▶ **Prompt**
Exactly as written, retype the listing below, omitting the pictures.

━━━ Collected material ━━━

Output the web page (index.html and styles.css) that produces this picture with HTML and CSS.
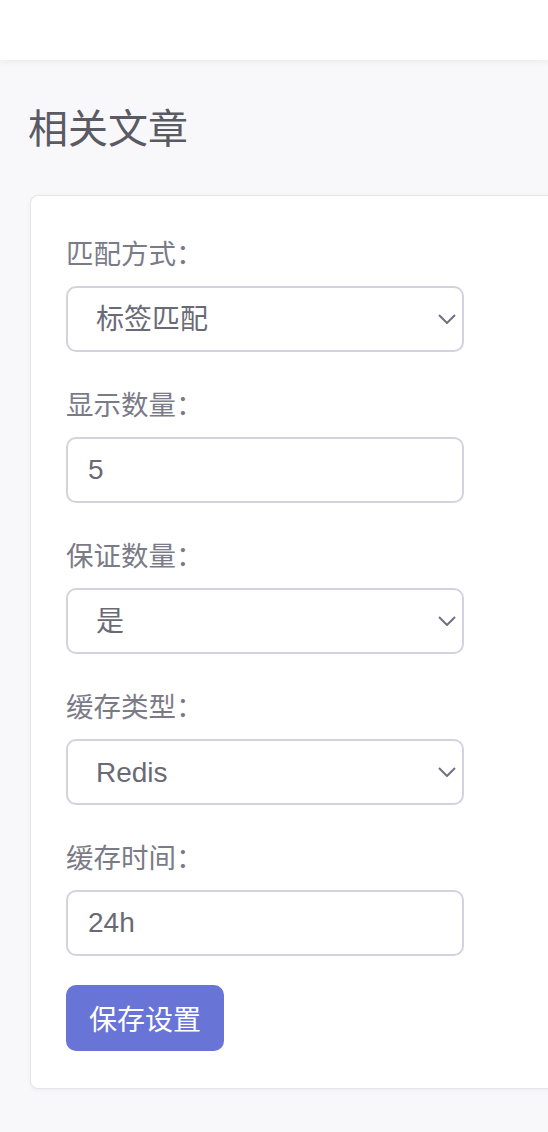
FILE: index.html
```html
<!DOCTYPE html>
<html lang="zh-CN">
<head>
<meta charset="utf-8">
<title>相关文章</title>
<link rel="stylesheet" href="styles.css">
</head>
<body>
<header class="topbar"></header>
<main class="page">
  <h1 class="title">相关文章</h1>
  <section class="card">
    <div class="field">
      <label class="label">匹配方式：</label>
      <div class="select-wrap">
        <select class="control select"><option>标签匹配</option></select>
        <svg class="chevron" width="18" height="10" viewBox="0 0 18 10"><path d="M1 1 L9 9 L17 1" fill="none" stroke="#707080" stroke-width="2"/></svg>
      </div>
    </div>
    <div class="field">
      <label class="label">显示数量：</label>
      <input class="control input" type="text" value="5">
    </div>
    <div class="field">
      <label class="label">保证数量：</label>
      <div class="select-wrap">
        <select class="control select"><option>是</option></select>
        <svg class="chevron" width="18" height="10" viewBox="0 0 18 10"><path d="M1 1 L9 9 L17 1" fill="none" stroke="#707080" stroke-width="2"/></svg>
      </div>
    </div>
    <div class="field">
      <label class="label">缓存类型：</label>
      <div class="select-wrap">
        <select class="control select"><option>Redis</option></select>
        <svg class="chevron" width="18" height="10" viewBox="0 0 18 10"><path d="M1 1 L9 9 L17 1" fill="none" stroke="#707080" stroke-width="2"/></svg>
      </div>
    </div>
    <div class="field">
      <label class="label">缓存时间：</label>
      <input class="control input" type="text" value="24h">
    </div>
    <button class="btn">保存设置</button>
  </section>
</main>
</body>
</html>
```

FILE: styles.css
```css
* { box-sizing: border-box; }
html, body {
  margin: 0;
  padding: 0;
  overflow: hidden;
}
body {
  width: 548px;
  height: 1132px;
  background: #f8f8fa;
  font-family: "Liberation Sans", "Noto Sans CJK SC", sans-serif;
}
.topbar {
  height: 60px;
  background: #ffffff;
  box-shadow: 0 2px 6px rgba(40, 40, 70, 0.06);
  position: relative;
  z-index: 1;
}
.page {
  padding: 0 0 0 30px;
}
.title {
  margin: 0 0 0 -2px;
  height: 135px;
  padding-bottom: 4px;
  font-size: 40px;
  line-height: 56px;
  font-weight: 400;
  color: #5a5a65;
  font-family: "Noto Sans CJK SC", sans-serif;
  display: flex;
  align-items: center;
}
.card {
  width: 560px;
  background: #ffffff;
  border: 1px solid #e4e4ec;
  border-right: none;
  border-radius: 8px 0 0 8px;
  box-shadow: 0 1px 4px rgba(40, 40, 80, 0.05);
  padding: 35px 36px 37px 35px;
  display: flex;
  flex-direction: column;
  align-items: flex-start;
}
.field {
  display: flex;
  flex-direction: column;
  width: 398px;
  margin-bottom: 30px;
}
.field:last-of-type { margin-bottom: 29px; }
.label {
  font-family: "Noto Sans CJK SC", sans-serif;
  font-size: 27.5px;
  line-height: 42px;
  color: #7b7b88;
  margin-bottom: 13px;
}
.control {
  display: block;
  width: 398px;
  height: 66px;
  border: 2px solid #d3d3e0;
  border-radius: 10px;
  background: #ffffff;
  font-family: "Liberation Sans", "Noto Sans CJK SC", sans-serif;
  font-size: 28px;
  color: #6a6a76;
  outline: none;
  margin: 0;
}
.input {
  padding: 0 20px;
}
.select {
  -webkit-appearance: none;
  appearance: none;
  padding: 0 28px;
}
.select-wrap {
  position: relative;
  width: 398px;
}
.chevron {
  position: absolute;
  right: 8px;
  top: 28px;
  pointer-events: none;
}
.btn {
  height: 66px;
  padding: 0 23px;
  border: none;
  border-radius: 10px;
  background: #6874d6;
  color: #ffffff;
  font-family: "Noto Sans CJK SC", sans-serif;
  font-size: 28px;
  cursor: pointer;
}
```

━━━

▶ **Correct answer**
Output the web page (index.html and styles.css) that produces this picture with HTML and CSS.
FILE: index.html
```html
<!DOCTYPE html>
<html lang="zh-CN">
<head>
<meta charset="utf-8">
<title>相关文章</title>
<link rel="stylesheet" href="styles.css">
</head>
<body>
<header class="topbar"></header>
<main class="page">
  <h1 class="title">相关文章</h1>
  <section class="card">
    <div class="field">
      <label class="label">匹配方式：</label>
      <div class="select-wrap">
        <select class="control select"><option>标签匹配</option></select>
        <svg class="chevron" width="18" height="10" viewBox="0 0 18 10"><path d="M1 1 L9 9 L17 1" fill="none" stroke="#707080" stroke-width="2"/></svg>
      </div>
    </div>
    <div class="field">
      <label class="label">显示数量：</label>
      <input class="control input" type="text" value="5">
    </div>
    <div class="field">
      <label class="label">保证数量：</label>
      <div class="select-wrap">
        <select class="control select"><option>是</option></select>
        <svg class="chevron" width="18" height="10" viewBox="0 0 18 10"><path d="M1 1 L9 9 L17 1" fill="none" stroke="#707080" stroke-width="2"/></svg>
      </div>
    </div>
    <div class="field">
      <label class="label">缓存类型：</label>
      <div class="select-wrap">
        <select class="control select"><option>Redis</option></select>
        <svg class="chevron" width="18" height="10" viewBox="0 0 18 10"><path d="M1 1 L9 9 L17 1" fill="none" stroke="#707080" stroke-width="2"/></svg>
      </div>
    </div>
    <div class="field">
      <label class="label">缓存时间：</label>
      <input class="control input" type="text" value="24h">
    </div>
    <button class="btn">保存设置</button>
  </section>
</main>
</body>
</html>
```

FILE: styles.css
```css
* { box-sizing: border-box; }
html, body {
  margin: 0;
  padding: 0;
  overflow: hidden;
}
body {
  width: 548px;
  height: 1132px;
  background: #f8f8fa;
  font-family: "Liberation Sans", "Noto Sans CJK SC", sans-serif;
}
.topbar {
  height: 60px;
  background: #ffffff;
  box-shadow: 0 2px 6px rgba(40, 40, 70, 0.06);
  position: relative;
  z-index: 1;
}
.page {
  padding: 0 0 0 30px;
}
.title {
  margin: 0 0 0 -2px;
  height: 135px;
  padding-bottom: 4px;
  font-size: 40px;
  line-height: 56px;
  font-weight: 400;
  color: #5a5a65;
  font-family: "Noto Sans CJK SC", sans-serif;
  display: flex;
  align-items: center;
}
.card {
  width: 560px;
  background: #ffffff;
  border: 1px solid #e4e4ec;
  border-right: none;
  border-radius: 8px 0 0 8px;
  box-shadow: 0 1px 4px rgba(40, 40, 80, 0.05);
  padding: 35px 36px 37px 35px;
  display: flex;
  flex-direction: column;
  align-items: flex-start;
}
.field {
  display: flex;
  flex-direction: column;
  width: 398px;
  margin-bottom: 30px;
}
.field:last-of-type { margin-bottom: 29px; }
.label {
  font-family: "Noto Sans CJK SC", sans-serif;
  font-size: 27.5px;
  line-height: 42px;
  color: #7b7b88;
  margin-bottom: 13px;
}
.control {
  display: block;
  width: 398px;
  height: 66px;
  border: 2px solid #d3d3e0;
  border-radius: 10px;
  background: #ffffff;
  font-family: "Liberation Sans", "Noto Sans CJK SC", sans-serif;
  font-size: 28px;
  color: #6a6a76;
  outline: none;
  margin: 0;
}
.input {
  padding: 0 20px;
}
.select {
  -webkit-appearance: none;
  appearance: none;
  padding: 0 28px;
}
.select-wrap {
  position: relative;
  width: 398px;
}
.chevron {
  position: absolute;
  right: 8px;
  top: 28px;
  pointer-events: none;
}
.btn {
  height: 66px;
  padding: 0 23px;
  border: none;
  border-radius: 10px;
  background: #6874d6;
  color: #ffffff;
  font-family: "Noto Sans CJK SC", sans-serif;
  font-size: 28px;
  cursor: pointer;
}
```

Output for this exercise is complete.